A sua heroína é "uma espécie de travesti, homem ou mulher", que a autora gosta de trocar.

A transgressão da sua escrita luta contra a tentação de arrumar a literatura num lugar seguro e assético, que tem vindo a ganhar terreno em alguma literatura contemporânea.

"Essa é uma arte muito menor, limita-se, restringe-se, limita-se a mostrar um catálogo de autores com mais ou menos uma ideologia, com uma identidade. Trata-se de uma ordem de mercado, o que funciona para os festivais, as traduções, para o mapa geopolítico do mercado".

Ariana Harwicz considera que isso "não tem a ver com literatura", e gosta mais do facto de não se saber o que o autor pensa.

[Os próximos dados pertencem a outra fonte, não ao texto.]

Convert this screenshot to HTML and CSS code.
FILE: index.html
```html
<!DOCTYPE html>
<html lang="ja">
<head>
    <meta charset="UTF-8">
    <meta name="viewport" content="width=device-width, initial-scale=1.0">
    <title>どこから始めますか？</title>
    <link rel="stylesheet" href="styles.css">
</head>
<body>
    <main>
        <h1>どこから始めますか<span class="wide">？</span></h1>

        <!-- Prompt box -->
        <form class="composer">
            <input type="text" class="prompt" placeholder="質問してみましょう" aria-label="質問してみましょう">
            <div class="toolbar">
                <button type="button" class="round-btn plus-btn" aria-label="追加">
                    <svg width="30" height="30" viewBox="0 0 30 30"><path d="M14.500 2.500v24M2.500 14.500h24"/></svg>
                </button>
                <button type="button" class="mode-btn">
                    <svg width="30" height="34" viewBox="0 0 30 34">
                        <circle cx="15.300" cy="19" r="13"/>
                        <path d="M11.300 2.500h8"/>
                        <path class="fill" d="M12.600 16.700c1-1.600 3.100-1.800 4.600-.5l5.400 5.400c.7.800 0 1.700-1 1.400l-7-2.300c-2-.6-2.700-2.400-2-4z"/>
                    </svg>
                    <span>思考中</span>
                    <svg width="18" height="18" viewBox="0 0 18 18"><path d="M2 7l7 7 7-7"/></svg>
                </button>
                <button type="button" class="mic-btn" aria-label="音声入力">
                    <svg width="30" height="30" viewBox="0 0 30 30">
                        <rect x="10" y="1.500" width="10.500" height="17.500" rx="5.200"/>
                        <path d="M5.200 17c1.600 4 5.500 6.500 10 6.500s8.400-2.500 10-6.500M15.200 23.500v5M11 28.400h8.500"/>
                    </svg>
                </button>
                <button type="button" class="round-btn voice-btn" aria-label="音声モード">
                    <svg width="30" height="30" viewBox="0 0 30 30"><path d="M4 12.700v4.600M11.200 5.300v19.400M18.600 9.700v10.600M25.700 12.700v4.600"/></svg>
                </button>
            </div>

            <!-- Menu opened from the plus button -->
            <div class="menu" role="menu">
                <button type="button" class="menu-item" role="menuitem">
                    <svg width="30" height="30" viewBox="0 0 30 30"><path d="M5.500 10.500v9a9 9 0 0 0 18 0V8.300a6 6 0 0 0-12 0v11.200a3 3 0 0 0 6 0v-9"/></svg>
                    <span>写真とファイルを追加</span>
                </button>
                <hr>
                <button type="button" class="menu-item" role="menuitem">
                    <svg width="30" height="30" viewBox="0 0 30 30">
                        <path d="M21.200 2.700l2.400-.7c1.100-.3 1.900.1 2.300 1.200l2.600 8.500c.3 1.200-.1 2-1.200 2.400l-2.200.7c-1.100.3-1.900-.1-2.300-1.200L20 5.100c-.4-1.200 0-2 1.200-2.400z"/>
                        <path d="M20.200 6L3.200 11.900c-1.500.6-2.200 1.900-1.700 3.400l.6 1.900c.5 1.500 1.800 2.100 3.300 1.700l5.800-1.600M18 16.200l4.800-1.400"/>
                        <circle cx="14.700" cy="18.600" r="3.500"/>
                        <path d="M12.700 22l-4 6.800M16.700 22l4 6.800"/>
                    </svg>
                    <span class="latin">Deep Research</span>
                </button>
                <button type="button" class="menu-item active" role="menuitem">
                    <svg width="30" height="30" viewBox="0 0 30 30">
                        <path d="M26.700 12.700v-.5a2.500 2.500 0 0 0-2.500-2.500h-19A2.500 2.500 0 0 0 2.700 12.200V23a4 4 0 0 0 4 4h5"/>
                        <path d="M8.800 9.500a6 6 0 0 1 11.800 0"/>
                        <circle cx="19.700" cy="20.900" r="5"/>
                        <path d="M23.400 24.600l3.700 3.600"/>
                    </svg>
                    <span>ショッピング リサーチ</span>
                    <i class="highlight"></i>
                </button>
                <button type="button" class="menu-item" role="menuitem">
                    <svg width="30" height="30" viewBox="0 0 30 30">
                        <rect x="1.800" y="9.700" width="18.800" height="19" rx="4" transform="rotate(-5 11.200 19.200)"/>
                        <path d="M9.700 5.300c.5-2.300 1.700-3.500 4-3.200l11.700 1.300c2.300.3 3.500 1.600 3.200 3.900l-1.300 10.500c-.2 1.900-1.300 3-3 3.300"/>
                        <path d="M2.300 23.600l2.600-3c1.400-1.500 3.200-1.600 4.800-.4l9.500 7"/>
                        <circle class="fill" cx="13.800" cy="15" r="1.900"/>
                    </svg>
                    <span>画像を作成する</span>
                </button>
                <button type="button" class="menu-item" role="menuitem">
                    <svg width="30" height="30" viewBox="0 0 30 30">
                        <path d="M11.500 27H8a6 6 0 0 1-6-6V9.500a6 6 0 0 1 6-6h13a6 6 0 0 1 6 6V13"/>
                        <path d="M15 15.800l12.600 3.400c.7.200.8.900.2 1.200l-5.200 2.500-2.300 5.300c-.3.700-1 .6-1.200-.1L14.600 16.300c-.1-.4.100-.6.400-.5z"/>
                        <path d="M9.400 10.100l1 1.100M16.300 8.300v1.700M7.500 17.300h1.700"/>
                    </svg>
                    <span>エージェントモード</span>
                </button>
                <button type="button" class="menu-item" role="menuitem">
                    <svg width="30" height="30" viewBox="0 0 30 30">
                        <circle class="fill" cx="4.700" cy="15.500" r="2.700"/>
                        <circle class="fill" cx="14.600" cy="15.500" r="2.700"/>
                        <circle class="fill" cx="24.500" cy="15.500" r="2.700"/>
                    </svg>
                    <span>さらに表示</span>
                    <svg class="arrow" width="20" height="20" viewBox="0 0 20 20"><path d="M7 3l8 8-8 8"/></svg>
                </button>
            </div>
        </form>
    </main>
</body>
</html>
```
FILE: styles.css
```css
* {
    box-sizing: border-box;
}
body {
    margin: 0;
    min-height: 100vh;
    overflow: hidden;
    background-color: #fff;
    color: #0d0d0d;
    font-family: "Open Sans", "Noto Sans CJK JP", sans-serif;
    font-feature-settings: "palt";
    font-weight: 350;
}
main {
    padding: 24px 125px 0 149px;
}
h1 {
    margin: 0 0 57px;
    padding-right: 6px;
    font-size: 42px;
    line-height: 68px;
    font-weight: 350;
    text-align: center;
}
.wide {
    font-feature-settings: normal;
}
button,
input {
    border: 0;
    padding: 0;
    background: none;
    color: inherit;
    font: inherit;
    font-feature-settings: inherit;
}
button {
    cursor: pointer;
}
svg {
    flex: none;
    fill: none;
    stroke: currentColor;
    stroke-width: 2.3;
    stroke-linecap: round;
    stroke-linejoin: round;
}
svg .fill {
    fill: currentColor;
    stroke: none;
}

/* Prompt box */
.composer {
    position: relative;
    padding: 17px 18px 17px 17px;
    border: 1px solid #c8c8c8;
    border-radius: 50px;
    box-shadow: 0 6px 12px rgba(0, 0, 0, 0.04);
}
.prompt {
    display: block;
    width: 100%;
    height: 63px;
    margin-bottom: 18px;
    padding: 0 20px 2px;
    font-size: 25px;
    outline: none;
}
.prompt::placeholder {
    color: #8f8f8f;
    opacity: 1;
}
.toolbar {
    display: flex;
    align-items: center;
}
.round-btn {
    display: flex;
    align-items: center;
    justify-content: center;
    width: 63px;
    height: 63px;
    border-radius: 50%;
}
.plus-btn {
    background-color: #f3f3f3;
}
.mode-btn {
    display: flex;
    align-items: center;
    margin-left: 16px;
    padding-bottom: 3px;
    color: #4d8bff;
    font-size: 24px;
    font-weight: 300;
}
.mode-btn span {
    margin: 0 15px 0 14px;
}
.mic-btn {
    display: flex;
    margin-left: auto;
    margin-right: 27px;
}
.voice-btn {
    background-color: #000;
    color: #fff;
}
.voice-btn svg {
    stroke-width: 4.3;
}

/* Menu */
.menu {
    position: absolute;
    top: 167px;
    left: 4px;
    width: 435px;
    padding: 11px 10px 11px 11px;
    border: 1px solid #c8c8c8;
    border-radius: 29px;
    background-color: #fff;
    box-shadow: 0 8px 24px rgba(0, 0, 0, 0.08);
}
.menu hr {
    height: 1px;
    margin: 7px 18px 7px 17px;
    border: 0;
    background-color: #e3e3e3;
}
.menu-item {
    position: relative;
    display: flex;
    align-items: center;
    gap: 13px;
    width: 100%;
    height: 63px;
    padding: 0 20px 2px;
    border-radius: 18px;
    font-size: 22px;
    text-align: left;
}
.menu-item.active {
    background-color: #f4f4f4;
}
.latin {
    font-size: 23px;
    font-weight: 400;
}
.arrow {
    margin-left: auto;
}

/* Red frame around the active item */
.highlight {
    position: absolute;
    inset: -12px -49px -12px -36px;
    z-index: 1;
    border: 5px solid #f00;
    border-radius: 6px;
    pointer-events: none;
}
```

"Não sei se os poemas de Sylvia Plath ou Rilke eram comunistas, anticomunistas, pró-feministas, pró-identidade. Há muitos sinais dentro de uma obra, mas hoje em dia a literatura é moderada. Os autores têm todo o interesse em ser moderados. Quanto mais identificável for, mais se vende, mais se traduz. Além disso, os editores optam por comprá-lo, porque sabem que há prémios".

Ariana Harwicz contou como o livro 'Mata-te amor' foi levado a julgamento, durante o seu processo de divórcio, e usado pelo juiz como um "exemplo de como um livro em que a personagem odeia a maternidade faz da autora uma má mãe".

"Voltamos ao século XIX e aos séculos anteriores, em que o autor é culpado pelo que escreve, essa amálgama, essa mistura voluntária de dizer 'Ah, o que o autor escreve é ele'. É uma péssima maneira de ler livros, mas hoje em dia é muito utilizada para dizer: "vejam como este autor é bom e solidário'. No meu caso, foi usado contra mim como exemplo de ser uma má mãe. Tivemos de explicar ao juiz que se tratava de ficção".

Para a escritora, "não separar o autor da sua obra é um desastre" e, como deixou plasmado no prefácio do livro, "escrever não é, como nos querem fazer acreditar hoje, aderir a uma ideologia, pugnar por uma ideologia, submeter-se a uma identidade; escrever é opor-se ao mundo".